Data scrubbing is the process of detecting, correcting, or removing inaccurate, incomplete, duplicate, or improperly formatted data in a dataset to improve data quality, consistency, and reliability for downstream use.

Expanded Explanation

1. Technical Function and Core Characteristics

Data scrubbing applies rules, validation checks, and transformation logic to identify and remediate errors such as missing values, out-of-range values, inconsistent formats, and duplicate records. It often includes parsing, standardization, matching, and consolidation steps across structured and semi-structured data sets.

Organizations implement data scrubbing using automated tools, scripts, or data quality platforms that profile data, enforce integrity constraints, and log changes for auditability. The process can run in batch or near real time and often integrates with data quality metrics and monitoring.

2. Enterprise Usage and Architectural Context

Enterprises use data scrubbing in extract-transform-load and extract-load-transform pipelines, master data management, customer data platforms, and analytics environments to align data with defined quality standards and business rules. It typically occurs as part of data preparation before storage in data warehouses, data lakes, or operational systems.

Architecturally, data scrubbing functions may reside in dedicated data quality tools, within integration middleware, or inside database and analytics platforms. It often links to metadata management and governance workflows so that quality rules, lineage, and remediation activities remain consistent across domains.

3. Related or Adjacent Technologies

Data scrubbing relates closely to data cleansing, which many practitioners use as a broader term for improving data quality through error detection and correction. It also aligns with data profiling, which assesses patterns, distributions, and anomalies to inform scrubbing rules.

Other adjacent practices include data validation, which checks data against constraints at entry or ingestion, and data enrichment, which augments datasets with external or reference data. Data scrubbing also interacts with master data management and reference data management to maintain consistent core entities across systems.

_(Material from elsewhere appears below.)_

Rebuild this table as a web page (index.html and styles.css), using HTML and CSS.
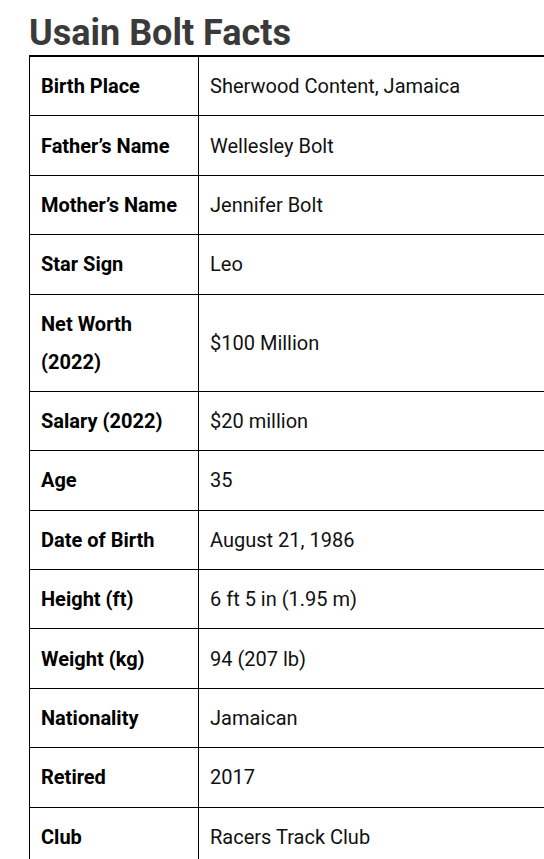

4. Business and Operational Significance

Data scrubbing supports more reliable analytics, reporting, and Machine Learning (ML) by reducing errors and inconsistencies that can skew results. It helps organizations comply with internal data governance policies and regulatory expectations that require accurate, traceable, and well-managed data.

Operationally, data scrubbing can reduce rework, manual correction, and integration failures by enforcing quality thresholds before data reaches downstream processes. It also enables more consistent customer, product, and financial views across business units, which supports planning, monitoring, and control activities.